Saturday, May 2, 2009

Triumphal Conversions

Triumphalism is a human weakness even in the context of Christian Faith. It is too easy to gloat when something seems to give glaring confirmation that a particular facet of the Faith has been vindicated by a situation or decision in the conflict between good and bad (but how often do we think through the process that defines those terms?).

Sometimes we can sound triumphal when it is not intended — at least consciously. In my last post I tacitly admitted that I believe what Catholics do in worship is “right” (and made what should be the obvious point: why else would I have become Catholic?). That does not mean all such expressions are to be taken polemically, but the reality remains that differing Christian traditions can be quite sensitive to what appears to be either an attack on or a justification for their way of understanding and doing “church.’

I have thought of this in the context of conversion. The Easter Vigil — when converts typically enter the Church — is relatively fresh. I’ve also been reminded recently of a certain type of Protestant Fundamentalism that delights in any occurrence of a Catholic getting "saved” and leaving the Church (which can be declared with a very triumphal gloat).

The reality is that examples can be easily found of people who go both ways on this “conversion” route. Some who are “cradle Catholics” find the reality of Jesus in a personal way outside of Catholicism. Some who have been Evangelical Christians find a fullness of Christian Faith in Catholicism (which grows out of a “personal commitment to Jesus” that has defined their faith for years).

In the August/September 2008 issue of First Things (pp70–71) the late Richard John Neuhaus reported an observation by a young man in Catholic ministries at an Ivy League university: “the big difference is that [evangelical ministries] aim at the weakest Catholics while we aim the strongest evangelicals.” Neuhaus goes on to elucidate the claim “that evangelicals who are more theologically versed and religiously committed are more open to Catholicism, while Catholics who become evangelicals were, for whatever reason, alienated from Christianity.” Then he puts it bluntly: “religiously serious evangelicals are more likely to become Catholic, while religiously lapsed Catholics are more likely to become evangelicals.” A case of the former would be the “reversion” of Francis Beckwith, the former president of the Evangelical Theological Society, to the Catholic Church in 2007.

Catholics who do not know Jesus are not good representations of Catholic theology. That they tell a certain truth about Catholicism — that the Church has lost something in its catechetical process — can hardly be denied; Catholicism could benefit from Evangelicalism’s gift of initiating personal faith.
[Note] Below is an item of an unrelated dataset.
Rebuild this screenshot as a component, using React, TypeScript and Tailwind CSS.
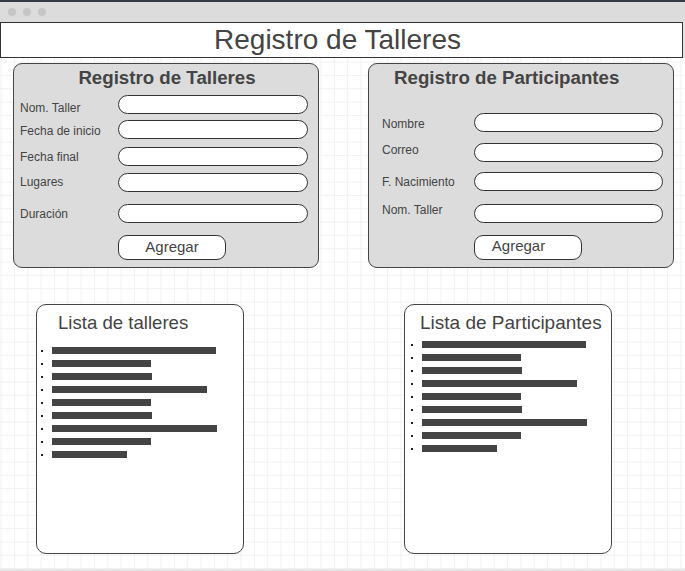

Yet it remains true that Protestants who are deeply committed to Jesus fall short of the fullness of the Church. That may sound triumphal to non-Catholics, but it is not my intent (nor was it Pope Benedict’s when he affirmed the statement from Lumen Gentium, that “This Church, constituted and organized in the world as a society, subsists in the Catholic Church....”). And so Richard John Neuhaus made his case for saying “the Catholic Church is the Church of Jesus Christ most fully and rightly ordered through time.”

When I hear of a “Catholic” who has been “saved” in a Baptist context I hope the person truly has found Jesus, and that the spark of life will grow into a vibrant and mature faith. And maybe, if the human negative programming is not too deep nor lasts too long, that person may grow to recognize a fullness that the Catholic Church does offer, and so may return.

Conversion is a life-long process. Christians are called to be formed into the fullness of Christ. The particular steps — even opposing “ecclesial directions” which can be marshaled by either “side”— can be good things as long as they are part of Jesus drawing His people to Himself. It is the human side of conversion — as is the triumphalism with which it is too often proclaimed.